If possible, I think it'd be good to have an additional reason to create a new language,
or at least argue why similar results can't be done with tweaks to
existing mechanisms like $j.

1. Putting more soundness justifications into the underlying verifier
is indeed a worthy goal. But most of set.mm is proofs, not definitions,
and there are very few "axioms" in the traditional sense... so it's not clear
that all the verifiers need to check that so much.
I can also imagine tweaking existing systems instead of creating a new language.

2. Making the input "more readable" is worthwhile, but I'm not sure that
by *itself* this is enough. Making it so that we can be more flexible
about parentheses would *certainly* be a nice improvement.
Supporting ph /\ ps /\ ch /\ ... would be nice as well.

Expanding on #2: If it can manage to easily support arbitrary-length arguments like
ph /\ ps /\ ch /\ th /\ ... then I can suddenly see that it's able to do something
that Metamath today can't. Is that easy? Worth it?
I don't know, but that *would* go beyond our current setup.

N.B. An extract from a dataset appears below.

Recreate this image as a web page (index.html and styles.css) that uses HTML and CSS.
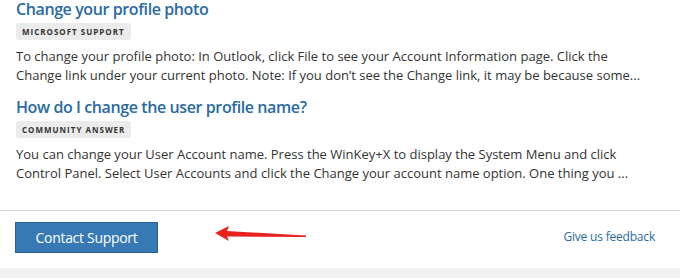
FILE: index.html
```html
<!DOCTYPE html>
<html lang="en">
<head>
    <meta charset="UTF-8">
    <title>Help results</title>
    <link rel="stylesheet" href="styles.css">
</head>
<body>
    <div class="results">
        <div class="result">
            <a class="result-title" href="#">Change your profile photo</a>
            <div class="result-source">Microsoft Support</div>
            <p class="result-text">To change your profile photo: In Outlook, click File to see your Account Information page. Click the Change link under your current photo. Note: If you don’t see the Change link, it may be because some...</p>
        </div>
        <div class="result">
            <a class="result-title" href="#">How do I change the user profile name?</a>
            <div class="result-source">Community Answer</div>
            <p class="result-text">You can change your User Account name. Press the WinKey+X to display the System Menu and click Control Panel. Select User Accounts and click the Change your account name option. One thing you ...</p>
        </div>
    </div>

    <div class="footer">
        <button class="contact-btn">Contact Support</button>
        <svg class="arrow" width="92" height="18" viewBox="0 0 92 18">
            <path d="M0 7 L14 0 L12 5 L91 9.5 L91 11 L12 10.5 L14 15 Z" fill="#e8231f"/>
        </svg>
        <a class="feedback" href="#">Give us feedback</a>
    </div>
    <div class="bottom-band"></div>
</body>
</html>
```

FILE: styles.css
```css
* {
    margin: 0;
    padding: 0;
    box-sizing: border-box;
}

body {
    font-family: 'Open Sans', 'Noto Sans', sans-serif;
    color: #333;
    background: #fff;
    width: 680px;
    height: 278px;
    overflow: hidden;
}

.results {
    padding: 0 24px 0 16px;
    height: 210px;
}

.result {
    margin-bottom: 13px;
}

.result-title {
    display: block;
    color: #2a6aa2;
    font-size: 16px;
    font-weight: 600;
    letter-spacing: -0.4px;
    text-decoration: none;
    line-height: 18px;
}

.result-source {
    display: inline-block;
    margin-top: 3px;
    background: #ebebeb;
    border-radius: 3px;
    padding: 0 6px;
    height: 17px;
    line-height: 17px;
    font-size: 8px;
    font-weight: 700;
    letter-spacing: 1px;
    text-transform: uppercase;
    color: #333;
}

.result-text {
    margin-top: 7px;
    font-size: 13px;
    line-height: 19px;
    color: #333;
}

.footer {
    border-top: 1px solid #d6d6d6;
    height: 58px;
    display: flex;
    align-items: flex-start;
    padding: 11px 25px 0 15px;
}

.contact-btn {
    width: 143px;
    height: 31px;
    background: #3679b5;
    border: 1px solid #2a5f8f;
    color: #fff;
    font-family: inherit;
    font-size: 14px;
    letter-spacing: -0.3px;
}

.arrow {
    margin-left: 57px;
    margin-top: 4px;
}

.feedback {
    margin-left: auto;
    margin-top: 6px;
    color: #2a6aa2;
    font-size: 12px;
    letter-spacing: -0.2px;
    text-decoration: none;
}

.bottom-band {
    height: 10px;
    background: #f2f2f2;
}
```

No matter what, I recommend that you do NOT depend
too much on precedence, even when available.
"Developer beliefs about binary operator precedence (part 1)” by Derek M. Jones
http://www.knosof.co.uk/cbook/accu06.html
"a survey of developers at the 2006 ACCU conference to determine if they correctly applied the precedence and associativity of the binary operators common to C, C++, C#, Java, Perl, and PHP. In this experiment only 66.7% of the answers were correct (standard deviation 8.8, poorest performer 45.2% correct, best performer 80.5% correct); this was not much better than random chance (50%). Even many widely-used operator pairs had relatively poor results; only 94% of the problems were correctly solved when they combined * and +, 92% when they combined * and -, and 69% when they combined / and +."
Professional mathematicians probably do get precedence correct, but where possible I'd like the results to be understood by others.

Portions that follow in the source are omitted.